I'm trying to communicate...This is not why I moved to New York. I had dreams of being on Broadway or being in movies. Not to argue about some guy's burger. So serving is not glamorous.
I would love to be supporting myself with my art, of course, or working on a movie set, or something that was remotely in the business that I'm passionate about. But it's hard to ignore waiting tables where you have a job that you can set your hours, work with other artists, the type of people who can be with you when you are suffering.
I can't believe I'm here. There's so much other stuff I should be doing.
And you also work in a place where when the money is good, it's good. And it's fast. On a Friday, Saturday night you can make over $20 an hour. Where else can I make $20 an hour and just show up for a few hours and take a day off whenever I want to?
There are a few professional servers, but I think most people, if they didn't make fast cash, they wouldn't do it. People aren't waiting tables because it's a great job.
But it's hard and I sometimes lose focus when I'm at work a lot, when I'm putting hours to make up for something I just bought, or trying to make up for Christmas money. Whatever. Then I find out that I'm just a waiter. I'm not an actor.

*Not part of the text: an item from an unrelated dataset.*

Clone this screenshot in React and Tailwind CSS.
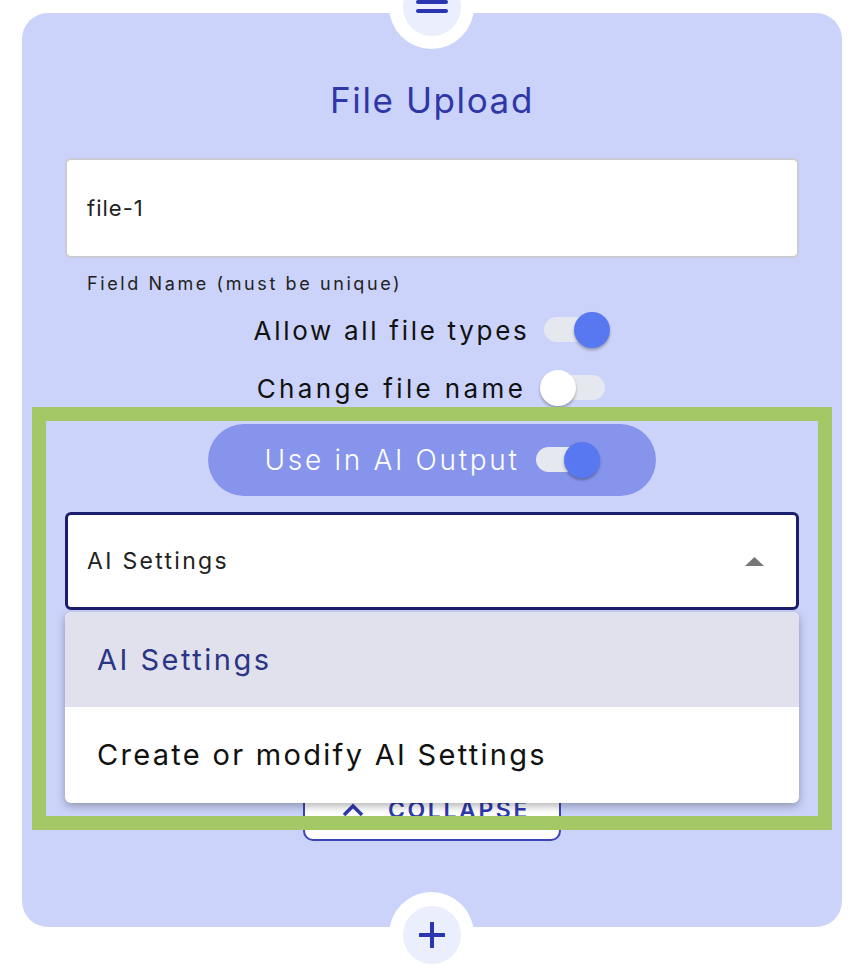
import React from "react";

function Toggle({ on, w = 66, trackRight = 2 }) {
  return (
    <div className="relative h-[36px] shrink-0" style={{ width: w }}>
      <div
        className="absolute left-0 top-[5px] h-[25px] rounded-full bg-[#e6e8ef]"
        style={{ right: trackRight }}
      />
      <div
        className={
          on
            ? "absolute right-0 top-0 w-[36px] h-[36px] rounded-full bg-[#5878f2] shadow-[0_2px_3px_rgba(0,0,0,0.3)]"
            : "absolute left-[-1px] top-0 w-[36px] h-[36px] rounded-full bg-white shadow-[0_2px_3px_rgba(0,0,0,0.3)]"
        }
      />
    </div>
  );
}

export default function App() {
  const font = { fontFamily: "Inter, 'DejaVu Sans', sans-serif" };
  return (
    <div className="relative w-[862px] h-[976px] bg-white overflow-hidden" style={font}>
      <div className="pt-[13px] pl-[22px]">
        <div className="relative w-[820px] h-[914px] rounded-[26px] bg-[#cbd3fa] flex flex-col items-center px-[43px]">
          <div className="mt-[67px] h-[40px] leading-[40px] text-[35px] text-[#2f37a7] font-normal tracking-[1.6px]">
            File Upload
          </div>
          <div className="mt-[38px] w-[734px] h-[100px] bg-white rounded-[6px] border-2 border-[#c9cad2] flex items-center pl-[20px] text-[22px] tracking-[1px] text-[#222]">
            file-1
          </div>
          <div className="self-start mt-[14px] pl-[22px] h-[24px] leading-[24px] text-[18px] tracking-[2.6px] text-[#222]">
            Field Name (must be unique)
          </div>
          <div className="mt-[14px] h-[40px] flex items-center gap-[15px]">
            <span className="text-[26px] tracking-[2.7px] text-[#111]">Allow all file types</span>
            <Toggle on />
          </div>
          <div className="mt-[18px] h-[40px] flex items-center gap-[15px]">
            <span className="text-[26px] tracking-[3.4px] text-[#111]">Change file name</span>
            <Toggle />
          </div>
          <div className="mt-[16px] w-[448px] h-[72px] rounded-full bg-[#8794ec] flex items-center justify-center gap-[16px]">
            <span className="text-[28px] font-light tracking-[2.7px] text-white">Use in AI Output</span>
            <Toggle on w={64} trackRight={7} />
          </div>
          <div className="mt-[16px] w-[734px] h-[98px] bg-white rounded-[6px] border-[3px] border-[#1b1f6b] flex items-center justify-between pl-[19px] pr-[32px] text-[23px] tracking-[2.3px] text-[#222]">
            <span>AI Settings</span>
            <svg width="19" height="9" viewBox="0 0 19 9">
              <path d="M0 9 L9.5 0 L19 9 Z" fill="#777" />
            </svg>
          </div>
          <div className="mt-[169px] w-[258px] h-[62px] rounded-[10px] border-2 border-[#3a45b8] bg-white flex items-center justify-center gap-[24px] pl-[8px]">
            <svg width="22" height="14" viewBox="0 0 22 14">
              <path d="M2 12 L11 3 L20 12" fill="none" stroke="#2e3aaf" strokeWidth="3.5" />
            </svg>
            <span className="text-[23px] font-semibold text-[#2e3aaf] tracking-[2.6px]">COLLAPSE</span>
          </div>

          {/* top handle */}
          <div className="absolute left-[367px] top-[-49px] w-[85px] h-[85px] rounded-full bg-white flex items-center justify-center">
            <div className="w-[58px] h-[58px] rounded-full bg-[#eaeefd] flex flex-col items-center justify-center gap-[5px]">
              <div className="w-[32px] h-[4px] rounded-full bg-[#2a35b0]" />
              <div className="w-[32px] h-[4px] rounded-full bg-[#2a35b0]" />
            </div>
          </div>

          {/* bottom handle */}
          <div className="absolute left-[367px] top-[879px] w-[85px] h-[85px] rounded-full bg-white flex items-center justify-center">
            <div className="w-[58px] h-[58px] rounded-full bg-[#eaeefd] flex items-center justify-center">
              <svg width="26" height="26" viewBox="0 0 26 26">
                <path d="M13 1 V25 M1 13 H25" stroke="#2a35b0" strokeWidth="4" strokeLinecap="round" />
              </svg>
            </div>
          </div>

          {/* dropdown menu */}
          <div className="absolute left-[43px] top-[599px] w-[734px] h-[191px] bg-white rounded-[6px] shadow-[0_3px_8px_rgba(0,0,0,0.3)] overflow-hidden flex flex-col">
            <div className="h-[95px] bg-[#e1e1ed] flex items-center pl-[32px] text-[29px] text-[#2b3585] tracking-[2.5px]">
              AI Settings
            </div>
            <div className="h-[96px] flex items-center pl-[32px] text-[29px] text-[#111] tracking-[2.3px]">
              Create or modify AI Settings
            </div>
          </div>
        </div>
      </div>

      {/* annotation box */}
      <div className="absolute left-[32px] top-[407px] w-[800px] h-[423px] border-[14px] border-[#a4c865] pointer-events-none" />
    </div>
  );
}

I'm never going to be an actor unless there's a point where I'm overlapping: I'm waiting tables to pay the bills, I'm also working on my craft. And then eventually, I can drop waiting tables, and just focus on craft. That's the goal and I have to force myself to do it. I have to force myself to do two jobs. I have the job I have to go to, and then I have the job of promoting myself and becoming a better actor.
I don't have a boss in the acting world asking me, "Hey, did you send out those head shots? Did you learn that new monologue? Did you go to an audition today?"
I mean, if I wake up and miss an audition, no one cares. Except for me. And sometimes, I don't care. I'm tired, ya' know? But I'll think, "What if that was my role?"
So it's hard and you have to force yourself to think of it like another job. "I'm gonna' get up at 9:00 a.m., and I'm gonna' theoretically clock in, even though I'm sitting in my apartment and submitting things." But that's my day job.